Lebanon has officially adopted a new exchange rate on imports ten times the previous level, in a move that will deepen economic misery in a country already suffering hardship.
The new customs exchange rate of 15,000 Lebanese pounds a dollar replaces the previous rate of 1,500, which was in use for nearly three years.
The customs dollar is the price for calculating the customs value of imports, and is paid in Lebanese pounds.
Public concern has already risen about the ability to control instability in the markets, as merchants began adding goods to be included on the new rate.
Imports in the first seven months of this year reached $10.5 billion, and the total import for the whole year may reach $18 billion, which is a record close to pre-crisis levels, and it was interpreted as a preemption to raise the customs dollar rate.
Imported goods included cars, phones and electrical and electronic equipment.
Amin Salam, the caretaker economy minister, said on Friday that he would not authorize any additional fees that would pile further pressure on consumers buying essential items such as food.
He added that 70 percent of food commodities were exempt, and their prices would not be affected by the new rate.
The remaining products would be studied carefully, he said, adding that the government had “demanded the exemption of additional commodities, which delayed the issuance of the exempted commodities lists.”
Lebanon is suffering its worst economic crises in decades and a dramatic deterioration in the value of the national currency, which hit 41,500 to the dollar on the black market on Friday.
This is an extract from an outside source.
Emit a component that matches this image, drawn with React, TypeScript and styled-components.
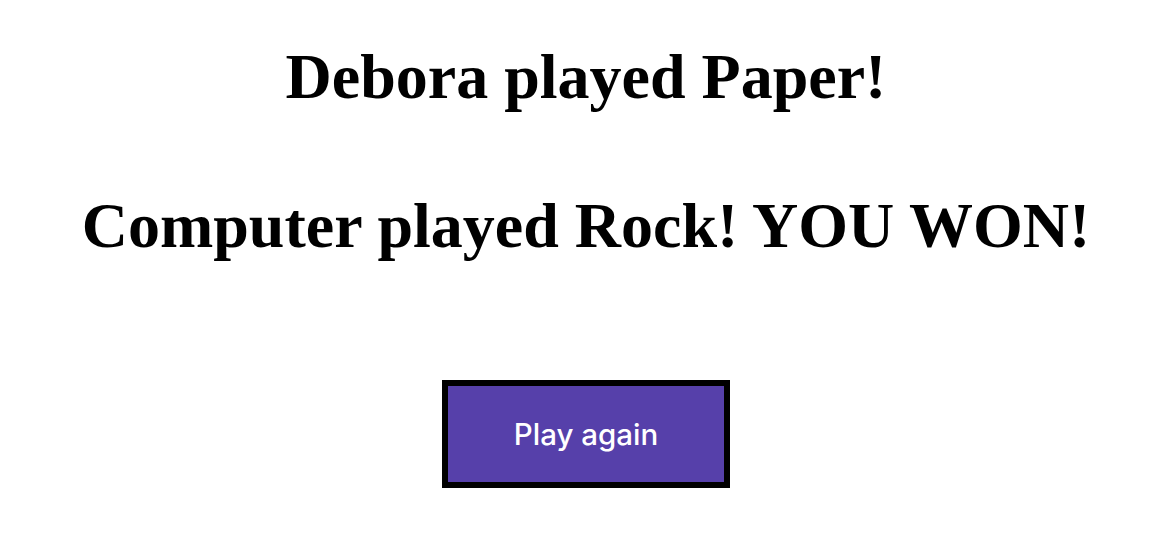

Salam added that his ministry, the Internal Security Forces and the State Security Apparatus had obtained signed pledges from merchants that stock already in Lebanon would be sold at the previous dollar exchange rate.
The merchants signed the pledge after some initial hesitation, he added.
Mounir Al-Bassat, head of the Syndicate of Food Industries in Lebanon, said that most raw materials for the food industry were exempt from customs, and that a lot of food was grown locally.
Al-Bassat said that the share of local produce in markets had risen from less than 30 percent before the economic crisis began to bite to between 50 percent and 60 percent now.
The raising of the exchange rate is one of the demands of the International Monetary Fund, along with raising customs and tax duties.
Bechara Al-Asmar, head of the General Labor Union, told Arab News that the state still had no economic recovery plan.
“All we are doing is reacting. Daily remedies for crises absorbed by the worsening collapse,” he said, adding that the government was paralysed by disagreements.
He noted that the fall in the value of the Lebanese pound had led some employers to pay a portion of salaries in dollars. Those dollars are now subject to a new tax.
Value added tax, or VAT, which is applied on purchases and some services, is also set to rise ten-fold in line with the change in customs rates, and could happen as soon as February when the official exchange rate is unified with the new customs level.